By Jamie Satterfield
News Sentinel
KNOXVILLE, Tenn. — When it came to this 28-year-old child pornography peddler, Merle Haggard said it best -- “Momma Tried.”
“Talking to him about the Lord didn’t help,” Becky Prater testified Monday on behalf of her son, Gabriel Todd Prater. “So my husband and I prayed God would take him places he needed to go (to redeem himself).”
The place Todd Prater is now headed is federal prison for nearly 13 years. He was sent there Monday by U.S. District Judge Thomas Phillips after the judge heard testimony that Prater had tried via the Internet to solicit sex with what he thought was the 7-year-old daughter of the person with whom he was sending child pornography.
Assistant Federal Defender Kim Tollison sent Prater’s adoptive mother to the witness stand in a bid to convince Phillips to consider a bit of judicial mercy after Tollison failed in his bid to show that even the panel that created penalty ranges for child pornography cases was uneasy about the sometimes hefty prison terms being meted out as a result.
Prater first came under law enforcement scrutiny in April 2008 when a Johnson City woman complained that he had sent her child pornographic images during an online chat.
Knoxville Police Department Investigator Tom Evans said the complaint was forwarded to the Internet Crimes Against Children task force of which he is a founding member.
Because Prater had expressed an interest in incest in his chat with the Johnson City woman, Evans said he pretended to be a friend of that woman and parent of a 7-year-old girl while online with Prater.
“He tells his desire to have sex with my fictitious 7-yearold daughter,” Evans testified. “During the chat, Mr.
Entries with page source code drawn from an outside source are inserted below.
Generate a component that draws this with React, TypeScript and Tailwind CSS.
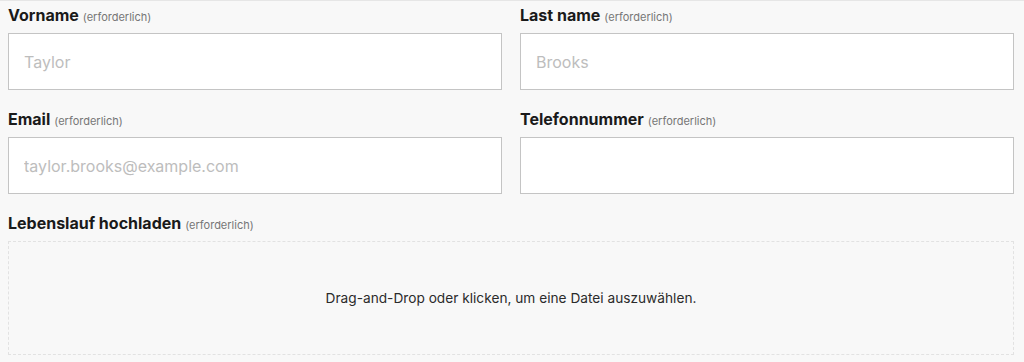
import React from "react";

function Field({ label, placeholder, type = "text" }: { label: string; placeholder?: string; type?: string }) {
  return (
    <div className="flex flex-col">
      <label className="flex items-baseline gap-1 h-6 mb-[6px] leading-6">
        <span className="text-base font-bold text-[#1a1a1a]">{label}</span>
        <span className="text-[11px] text-[#767676]">(erforderlich)</span>
      </label>
      <input
        type={type}
        placeholder={placeholder}
        className="h-[57px] w-full bg-white border border-[#c4c4c4] pl-[15px] text-base text-[#222] placeholder:text-[#bdbdbd] outline-none"
      />
    </div>
  );
}

export default function App() {
  return (
    <div
      className="min-h-screen bg-[#f8f8f8] border-t border-[#e6e6e6] pl-2 pr-[10px] pt-[2px]"
      style={{ fontFamily: "Inter, 'Noto Sans', sans-serif" }}
    >
      <form className="grid grid-cols-2 gap-x-[18px] gap-y-[17px]">
        <Field label="Vorname" placeholder="Taylor" />
        <Field label="Last name" placeholder="Brooks" />
        <Field label="Email" placeholder="taylor.brooks@example.com" type="email" />
        <Field label="Telefonnummer" type="tel" />
        <div className="col-span-2 flex flex-col">
          <label className="flex items-baseline gap-1 h-6 mb-[6px] leading-6">
            <span className="text-base font-bold text-[#1a1a1a]">Lebenslauf hochladen</span>
            <span className="text-[11px] text-[#767676]">(erforderlich)</span>
          </label>
          <div className="h-[114px] border border-dashed border-[#e2e2e2] flex items-center justify-center cursor-pointer">
            <p className="text-[13.7px] text-[#2b2b2b]">Drag-and-Drop oder klicken, um eine Datei auszuwählen.</p>
          </div>
        </div>
      </form>
    </div>
  );
}
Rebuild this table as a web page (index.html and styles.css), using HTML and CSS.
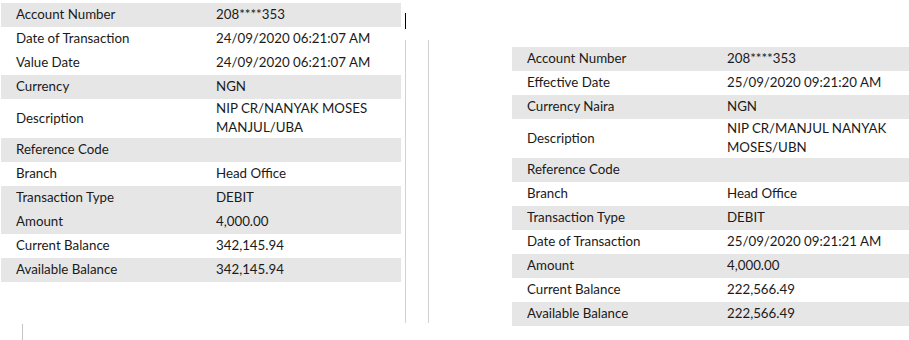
FILE: index.html
```html
<!doctype html>
<html>
<head>
 <title>Transaction Details</title>
 <meta name=viewport content="width=device-width, initial-scale=1">
 <link rel="stylesheet" href="styles.css">
</head>
<body>
<div class=sheet>
 <table class=tx>
  <tr class=shade><td>Account Number</td><td>208****353</td></tr>
  <tr><td>Date of Transaction</td><td>24/09/2020 06:21:07 AM</td></tr>
  <tr><td>Value Date</td><td>24/09/2020 06:21:07 AM</td></tr>
  <tr class=shade><td>Currency</td><td>NGN</td></tr>
  <tr class=tall><td>Description</td><td>NIP CR/NANYAK MOSES<br>MANJUL/UBA</td></tr>
  <tr class=shade><td>Reference Code</td><td></td></tr>
  <tr><td>Branch</td><td>Head Office</td></tr>
  <tr class=shade><td>Transaction Type</td><td>DEBIT</td></tr>
  <tr class=shade><td>Amount</td><td>4,000.00</td></tr>
  <tr><td>Current Balance</td><td>342,145.94</td></tr>
  <tr class=shade><td>Available Balance</td><td>342,145.94</td></tr>
 </table>
 <div class=caret></div>
</div>
<div class=gutter>
 <div class=edge>
  <div class=cursor></div>
  <div class=rule></div>
 </div>
 <div class=edge>
  <div class=rule></div>
 </div>
</div>
<div class="sheet second">
 <table class=tx>
  <tr class=shade><td>Account Number</td><td>208****353</td></tr>
  <tr><td>Effective Date</td><td>25/09/2020 09:21:20 AM</td></tr>
  <tr class=shade><td>Currency Naira</td><td>NGN</td></tr>
  <tr class=tall><td>Description</td><td>NIP CR/MANJUL NANYAK<br>MOSES/UBN</td></tr>
  <tr class=shade><td>Reference Code</td><td></td></tr>
  <tr><td>Branch</td><td>Head Office</td></tr>
  <tr class=shade><td>Transaction Type</td><td>DEBIT</td></tr>
  <tr><td>Date of Transaction</td><td>25/09/2020 09:21:21 AM</td></tr>
  <tr class=shade><td>Amount</td><td>4,000.00</td></tr>
  <tr><td>Current Balance</td><td>222,566.49</td></tr>
  <tr class=shade><td>Available Balance</td><td>222,566.49</td></tr>
 </table>
</div>
</body>
</html>
```
FILE: styles.css
```css
html, body {margin:0; height:340px; overflow:hidden; background:#fff;}
body {
  display:flex;
  align-items:flex-start;
  font-family: Lato, "Open Sans", sans-serif;
  font-size:13.3px;
  color:#1a1a1a;
}
.sheet {flex-shrink:0; margin-left:1px; padding-top:3px;}
.sheet.second {margin-left:83px; padding-top:47px;}
.tx {width:400px; border-collapse:collapse; table-layout:fixed;}
.tx td {
  height:23px;
  padding:0 0 1px 15px;
  line-height:19px;
  vertical-align:middle;
  white-space:nowrap;
}
.tx td:first-child {width:185px;}
.tx tr.tall td {height:36px;}
.tx tr.shade td {background:#e7e6e6;}
.caret {margin:42px 0 0 21px; width:1px; height:18px; background:#c4c4c4;}
.gutter {display:flex; gap:22px; margin-left:4px; flex-shrink:0;}
.edge {display:flex; flex-direction:column;}
.cursor {margin-top:13px; width:1px; height:16px; background:#000;}
.rule {margin-top:40px; width:1px; height:283px; background:#d2d2d2;}
.cursor + .rule {margin-top:11px;}
```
Prater would (repeatedly) go back to wanting to have sex with a seven-year-old.”
But efforts to lure Prater to show up for an actual meeting failed, largely because Prater didn’t have a valid license or a working vehicle, Evans said. Police later raided the bedroom where Prater lived with his adoptive parents in Morgan County and discovered a cache of more than 1,000 images of child pornography.
Tollison argued Monday that because Prater agreed to admit distributing more than 100 images, he should not rack up additional penalty for the hundreds of other images he had at his disposal.
Assistant U.S. Attorney Frank Dale disagreed, arguing the entire cache was “part and parcel” of Prater’s crimes. Phillips sided with Dale, ordering Prater to spend 151 months in prison.